- Born: Alice Joan Metge 21 February 1930 Auckland, New Zealand
- Died: 17 September 2025 (aged 95) Auckland, New Zealand

Academic background
- Alma mater: University of Auckland London School of Economics

Academic work
- Discipline: Anthropology
- Sub-discipline: Social anthropology; Māori;

= Joan Metge =

New Zealand anthropologist (1930–2025)

Dame Alice Joan Metge (21 February 1930 – 17 September 2025) was a New Zealand social anthropologist, educator, lecturer and writer.

==Life and career==
Metge was born in the Auckland suburb of Mount Roskill on 21 February 1930, the daughter of Alice Mary Metge (née Rigg) and Cedric Leslie Metge. She was educated at Matamata District High School and Epsom Girls' Grammar School. She went on to study at Auckland University College, graduating Master of Arts with first-class honours in 1952, and the London School of Economics where she earned her PhD in 1958.

As of 2004, she continued to advance peace initiatives via her work as a member of the Waitangi National Trust Board, a conference presenter, adviser, and as a mentor to mediators and conflict management practitioners. A scholar on Māori topics, she was recognised for promoting cross-cultural awareness and published a number of books and articles in her career.
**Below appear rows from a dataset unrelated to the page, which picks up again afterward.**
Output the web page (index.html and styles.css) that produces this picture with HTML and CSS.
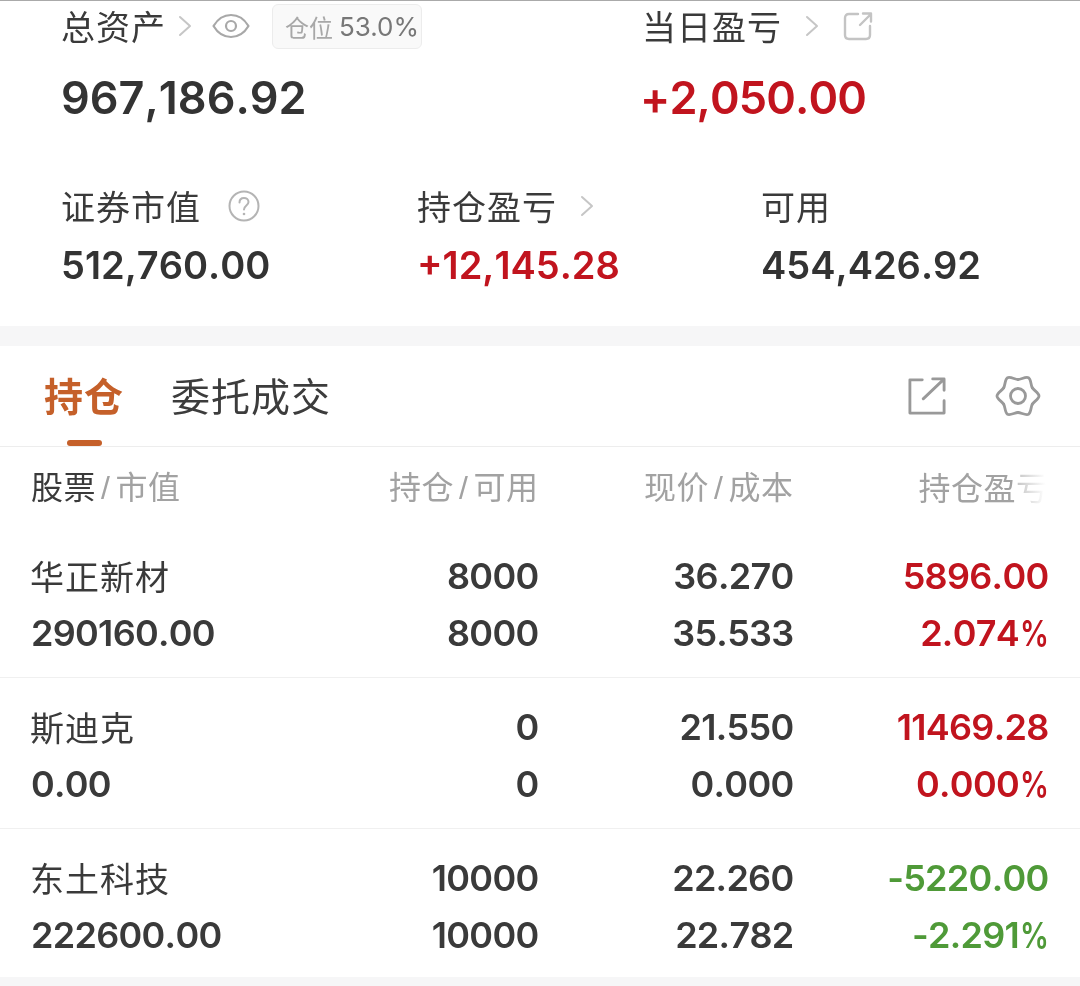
FILE: index.html
```html
<!DOCTYPE html>
<html lang="zh">
<head>
<meta charset="utf-8">
<title>持仓</title>
<link rel="stylesheet" href="styles.css">
</head>
<body>
<main class="page">
  <section class="summary">
    <div class="sum-top">
      <div class="sum-a">
        <div class="label-row">
          <span class="label">总资产</span>
          <svg class="chev first" viewBox="0 0 14 22"><path d="M2 2l10 9-10 9"/></svg>
          <svg class="eye" viewBox="0 0 38 26"><path d="M1.500 13C6 5.500 12 2 19 2s13 3.500 17.500 11C32 20.500 26 24 19 24S6 20.500 1.500 13z"/><circle cx="19" cy="13" r="5"/></svg>
          <span class="badge"><span class="badge-cjk">仓位</span> 53.0%</span>
        </div>
        <div class="big">967,186.92</div>
      </div>
      <div class="sum-b">
        <div class="label-row">
          <span class="label">当日盈亏</span>
          <svg class="chev" viewBox="0 0 14 22"><path d="M2 2l10 9-10 9"/></svg>
          <svg class="share-sm" viewBox="0 0 30 30"><path d="M15 3H6Q2 3 2 7v17q0 4 4 4h17q4 0 4-4V15M17 14L28 3M20 2.500h8v8"/></svg>
        </div>
        <div class="big up">+2,050.00</div>
      </div>
    </div>
    <div class="sum-bottom">
      <div>
        <div class="label-row">
          <span class="label">证券市值</span>
          <svg class="help" viewBox="0 0 32 32"><circle cx="16" cy="16" r="14.500"/><path d="M11.500 12.500c0-3 2-4.500 4.500-4.500s4.500 1.600 4.500 4c0 3.500-4.500 3.500-4.500 7.500"/><circle class="dot" cx="16" cy="24" r="1.300"/></svg>
        </div>
        <div class="mid">512,760.00</div>
      </div>
      <div>
        <div class="label-row">
          <span class="label">持仓盈亏</span>
          <svg class="chev" viewBox="0 0 14 22"><path d="M2 2l10 9-10 9"/></svg>
        </div>
        <div class="mid up">+12,145.28</div>
      </div>
      <div>
        <div class="label-row"><span class="label">可用</span></div>
        <div class="mid">454,426.92</div>
      </div>
    </div>
  </section>

  <section class="holdings">
    <div class="tabs">
      <div class="tab active">持仓</div>
      <div class="tab">委托成交</div>
      <div class="tools">
        <svg class="share" viewBox="0 0 40 40"><path d="M15 3H2v35h36V25M16 23L37 3M26 2h12v12"/></svg>
        <svg class="gear" viewBox="0 0 46 44">
          <path d="M23 5.500C26 5.500 30.900 2.300 33.500 3.800C36.100 5.300 35.800 11.200 37.300 13.800"/>
          <path transform="rotate(60 23 22)" d="M23 5.500C26 5.500 30.900 2.300 33.500 3.800C36.100 5.300 35.800 11.200 37.300 13.800"/>
          <path transform="rotate(120 23 22)" d="M23 5.500C26 5.500 30.900 2.300 33.500 3.800C36.100 5.300 35.800 11.200 37.300 13.800"/>
          <path transform="rotate(180 23 22)" d="M23 5.500C26 5.500 30.900 2.300 33.500 3.800C36.100 5.300 35.800 11.200 37.300 13.800"/>
          <path transform="rotate(240 23 22)" d="M23 5.500C26 5.500 30.900 2.300 33.500 3.800C36.100 5.300 35.800 11.200 37.300 13.800"/>
          <path transform="rotate(300 23 22)" d="M23 5.500C26 5.500 30.900 2.300 33.500 3.800C36.100 5.300 35.800 11.200 37.300 13.800"/>
          <circle cx="23" cy="22" r="7.500"/>
        </svg>
      </div>
    </div>

    <div class="grid head">
      <div class="h"><span class="h-dark">股票</span><span class="slash">/</span>市值</div>
      <div class="h r">持仓<span class="slash">/</span>可用</div>
      <div class="h r">现价<span class="slash">/</span>成本</div>
      <div class="h r">持仓盈<span class="fade">亏</span></div>
    </div>

    <div class="grid row">
      <div class="name">华正新材</div><div class="n r">8000</div><div class="n r">36.270</div><div class="n r up">5896.00</div>
      <div class="n">290160.00</div><div class="n r">8000</div><div class="n r">35.533</div><div class="n r up">2.074<span class="pct">%</span></div>
    </div>
    <div class="grid row">
      <div class="name">斯迪克</div><div class="n r">0</div><div class="n r">21.550</div><div class="n r up">11469.28</div>
      <div class="n">0.00</div><div class="n r">0</div><div class="n r">0.000</div><div class="n r up">0.000<span class="pct">%</span></div>
    </div>
    <div class="grid row last">
      <div class="name">东土科技</div><div class="n r">10000</div><div class="n r">22.260</div><div class="n r down">-5220.00</div>
      <div class="n">222600.00</div><div class="n r">10000</div><div class="n r">22.782</div><div class="n r down">-2.291<span class="pct">%</span></div>
    </div>
  </section>
  <div class="foot-band"></div>
</main>
</body>
</html>
```
FILE: styles.css
```css
* { box-sizing: border-box; }
html, body { margin: 0; padding: 0; background: #fff; }
body {
  width: 1080px;
  height: 986px;
  overflow: hidden;
  color: #333;
  font-family: "Inter", "Liberation Sans", "Noto Sans CJK SC", sans-serif;
}
.page { display: flex; flex-direction: column; height: 986px; border-top: 1px solid #aaa; filter: blur(0.4px); }

.summary { height: 325px; flex: none; padding-left: 61px; display: flex; flex-direction: column; }
.sum-top { display: grid; grid-template-columns: 581px 1fr; height: 183px; }
.sum-bottom { display: grid; grid-template-columns: 356px 344px 1fr; }

.label-row { display: flex; align-items: center; height: 50px; }
.sum-bottom .label-row { height: 44px; }
.label { font: 400 34px/50px "Noto Sans CJK SC", sans-serif; color: #3a3a3a; letter-spacing: 1px; white-space: nowrap; }

svg { display: block; fill: none; flex: none; stroke-linecap: round; stroke-linejoin: round; }
.chev { width: 14px; height: 22px; stroke: #c6c6c6; stroke-width: 2; margin-left: 23px; }
.chev.first { margin-left: 12px; }
.eye { width: 38px; height: 26px; stroke: #a8a8a8; stroke-width: 2.200; margin-left: 20px; }
.badge {
  margin-left: 22px; height: 45px; width: 150px; padding-left: 12px;
  border: 1px solid #ececec; border-radius: 6px; background: #f9f9f9;
  display: flex; align-items: center;
  font-size: 26px; color: #777; white-space: nowrap; gap: 6px;
}
.badge-cjk { font-family: "Noto Sans CJK SC", sans-serif; color: #a8a8a8; font-size: 24px; }
.share-sm { width: 30px; height: 30px; stroke: #c4c4c4; stroke-width: 2.400; margin-left: 24px; }
.help { width: 32px; height: 32px; stroke: #b4b4b4; stroke-width: 2; margin-left: 27px; }
.help .dot { fill: #b4b4b4; stroke: none; }

.big { font-size: 45px; font-weight: 600; line-height: 54px; margin-top: 20px; color: #333; font-kerning: none; }
.big.up { color: #c1141e; letter-spacing: -0.900px; margin-left: -2px; }
.mid { font-size: 38px; font-weight: 600; line-height: 46px; margin-top: 14px; color: #333; font-kerning: none; }
.up { color: #c1141e; }
.down { color: #4f9a38; }

.holdings { border-top: 20px solid #f6f6f7; flex: 1; display: flex; flex-direction: column; }
.tabs { height: 101px; flex: none; border-bottom: 1px solid #ededed; display: flex; padding-left: 44px; gap: 47px; position: relative; }
.tab { font: 400 39px/96px "Noto Sans CJK SC", sans-serif; color: #3c3c3c; letter-spacing: 1px; position: relative; }
.tab.active { color: #c5602a; font-weight: 700; }
.tab.active::after {
  content: ""; position: absolute; left: 23px; bottom: 0; width: 35px; height: 6px;
  background: #c5602a; border-radius: 3px;
}
.tools { margin-left: auto; display: flex; align-items: center; gap: 49px; padding-right: 39px; }
.share { width: 38px; height: 38px; stroke: #999; stroke-width: 3; }
.gear { width: 46px; height: 44px; stroke: #999; stroke-width: 2.800; }

.grid {
  display: grid;
  grid-template-columns: 252.500px 255px 255px 255px;
  padding-left: 31px;
}
.head { height: 80px; flex: none; align-items: center; padding-bottom: 2px; }
.h { font: 400 32px/44px "Noto Sans CJK SC", sans-serif; color: #a2a2a2; white-space: nowrap; letter-spacing: 0.500px; }
.h-dark { color: #3a3a3a; }
.slash { font-family: "Liberation Sans", sans-serif; color: #a2a2a2; padding: 0 5px; }
.fade { background: linear-gradient(90deg, #c4c4c4 0%, #fff 90%); -webkit-background-clip: text; background-clip: text; color: transparent; }
.r { text-align: right; }

.row { height: 151px; flex: none; border-bottom: 1px solid #f0f0f0; grid-auto-rows: 57px; align-content: start; padding-top: 21px; }
.row.last { height: 148px; border-bottom: 0; }
.name { font: 400 34px/55px "Noto Sans CJK SC", sans-serif; color: #3a3a3a; letter-spacing: 1px; margin-left: -1px; }
.n { font-size: 36px; font-weight: 600; line-height: 57px; color: #3a3a3a; letter-spacing: -0.700px; font-kerning: none; }
.pct { display: inline-block; transform: scaleX(0.8); transform-origin: right center; margin-left: -6px; }
.n.up { color: #c1141e; }
.n.down { color: #4f9a38; }
.foot-band { height: 9px; flex: none; background: #f6f6f7; }
```
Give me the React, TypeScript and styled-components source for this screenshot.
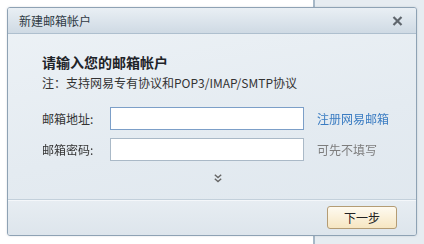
import React, { useState } from 'react'
import styled, { createGlobalStyle } from 'styled-components'

const GlobalStyle = createGlobalStyle`
	html, body {
		margin: 0;
		padding: 0;
		width: 424px;
		height: 244px;
		overflow: hidden;
		font-family: 'Noto Sans CJK SC', 'Liberation Sans', sans-serif;
		font-size: 12px;
		color: #333;
	}
	* {
		box-sizing: border-box;
	}
`

const Screen = styled.div`
	position: relative;
	width: 424px;
	height: 244px;
	display: flex;
`

const PageLeft = styled.div`
	width: 315px;
	height: 100%;
	background: #ffffff;
	border-right: 2px solid #a6b8c7;
`

const PageRight = styled.div`
	flex: 1;
	height: 100%;
	background: #e6ecf1;
`

const Dialog = styled.div`
	position: absolute;
	left: 7px;
	top: 7px;
	width: 410px;
	height: 229px;
	display: flex;
	flex-direction: column;
	border: 1px solid #8ea2b4;
	border-radius: 3px;
	background: linear-gradient(170deg, #edf2f6 0%, #e4ebf1 55%, #dfe7ee 100%);
	box-shadow: 0 0 2px rgba(90, 110, 130, 0.25);
	overflow: hidden;
`

const TitleBar = styled.div`
	height: 26px;
	flex: none;
	display: flex;
	align-items: center;
	justify-content: space-between;
	padding: 0 12px 0 11px;
	background: linear-gradient(#e9eff4, #cfdae4);
	border-bottom: 1px solid #aebfce;
`

const Title = styled.span`
	font-size: 12px;
	color: #2f3a45;
	line-height: 16px;
`

const CloseButton = styled.button`
	width: 14px;
	height: 14px;
	padding: 0;
	border: none;
	background: none;
	display: flex;
	align-items: center;
	justify-content: center;
	cursor: pointer;
`

const Body = styled.div`
	flex: 1;
	padding: 18px 0 0 34px;
	display: flex;
	flex-direction: column;
`

const Heading = styled.h2`
	margin: 0;
	font-size: 14px;
	font-weight: bold;
	line-height: 20px;
	color: #1e2328;
`

const Note = styled.p`
	margin: 2px 0 0;
	font-size: 12px;
	line-height: 18px;
	color: #333;
`

const Form = styled.div`
	margin-top: 15px;
	display: grid;
	grid-template-columns: 68px 194px auto;
	row-gap: 8px;
	align-items: center;
`

const Label = styled.label`
	font-size: 12px;
	color: #333;
	line-height: 22px;
`

const TextInput = styled.input<{ $active?: boolean }>`
	width: 194px;
	height: 23px;
	margin: 0;
	padding: 0 7px;
	font-family: inherit;
	font-size: 12px;
	background: #fff;
	border: 1px solid ${(p) => (p.$active ? '#7c9fc8' : '#aab9c7')};
	outline: none;
`

const SideLink = styled.a<{ $muted?: boolean }>`
	margin-left: 13px;
	font-size: 12px;
	line-height: 22px;
	color: ${(p) => (p.$muted ? '#7d7d7d' : '#3a7cc2')};
	text-decoration: none;
	cursor: ${(p) => (p.$muted ? 'default' : 'pointer')};
`

const MoreRow = styled.div`
	margin-top: 13px;
	padding-left: 172px;
	height: 9px;
	display: flex;
	align-items: center;
`

const Footer = styled.div`
	flex: none;
	height: 36px;
	display: flex;
	align-items: center;
	justify-content: flex-end;
	padding: 0 19px 1px 0;
	border-top: 1px solid #c3d0db;
	box-shadow: inset 0 1px 0 #f4f7fa;
	background: linear-gradient(#e7edf2, #dde5ec);
`

const NextButton = styled.button`
	width: 70px;
	height: 23px;
	padding: 0;
	font-family: inherit;
	font-size: 12px;
	color: #222;
	border: 1px solid #b49c74;
	border-radius: 3px;
	background: linear-gradient(#fefaf0, #f6e6c2);
	cursor: pointer;
`

export default function App() {
	const [account, setAccount] = useState('')
	const [password, setPassword] = useState('')

	return (
		<Screen>
			<GlobalStyle />
			<PageLeft />
			<PageRight />
			<Dialog>
				<TitleBar>
					<Title>新建邮箱帐户</Title>
					<CloseButton aria-label="关闭">
						<svg width="11" height="10" viewBox="0 0 11 10">
							<path
								d="M1.5 1 L9.5 9 M9.5 1 L1.5 9"
								stroke="#5f666d"
								strokeWidth="2.2"
								fill="none"
							/>
						</svg>
					</CloseButton>
				</TitleBar>
				<Body>
					<Heading>请输入您的邮箱帐户</Heading>
					<Note>注：支持网易专有协议和POP3/IMAP/SMTP协议</Note>
					<Form>
						<Label>邮箱地址:</Label>
						<TextInput
							$active
							autoFocus
							value={account}
							onChange={(e) => setAccount(e.target.value)}
						/>
						<SideLink href="#">注册网易邮箱</SideLink>
						<Label>邮箱密码:</Label>
						<TextInput
							type="password"
							value={password}
							onChange={(e) => setPassword(e.target.value)}
						/>
						<SideLink $muted>可先不填写</SideLink>
					</Form>
					<MoreRow>
						<svg width="8" height="9" viewBox="0 0 8 9">
							<path
								d="M0.8 0.8 L4 3.6 L7.2 0.8 M0.8 4.8 L4 7.6 L7.2 4.8"
								stroke="#666"
								strokeWidth="1.4"
								fill="none"
							/>
						</svg>
					</MoreRow>
				</Body>
				<Footer>
					<NextButton>下一步</NextButton>
				</Footer>
			</Dialog>
		</Screen>
	)
}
She likened the relationship among the people of New Zealand to "a rope [of] many strands which when woven or working together create a strong nation" (as paraphrased by Silvia Cartwright).

Metge died on 17 September 2025, at the age of 95.

==Honours and awards==
Metge was appointed a Dame Commander of the Order of the British Empire in the 1987 Queen's Birthday Honours, for services to anthropology. In 1990, she received the New Zealand 1990 Commemoration Medal. She was awarded the Royal Society of New Zealand's Te Rangi Hiroa Medal for her research in the social sciences in 1997. In 2001, the University of Auckland awarded Metge an honorary LittD degree. In 2006 she received the Asia-Pacific Mediation Forum Peace Prize in Suva, Fiji. In 2017, Metge was selected as one of the Royal Society Te Apārangi's "150 women in 150 words", celebrating the contributions of women to knowledge in New Zealand.

==Dame Joan Metge Medal==

In recognition of Metge's contribution to social sciences, the Royal Society of New Zealand established the Dame Joan Metge Medal in 2006. The medal is awarded every two years to a New Zealand social scientist for excellence in teaching, research and/or other activities contributing to capacity building and beneficial relationships between research participants. Since 2017, the medal has been referred to as the Metge Medal.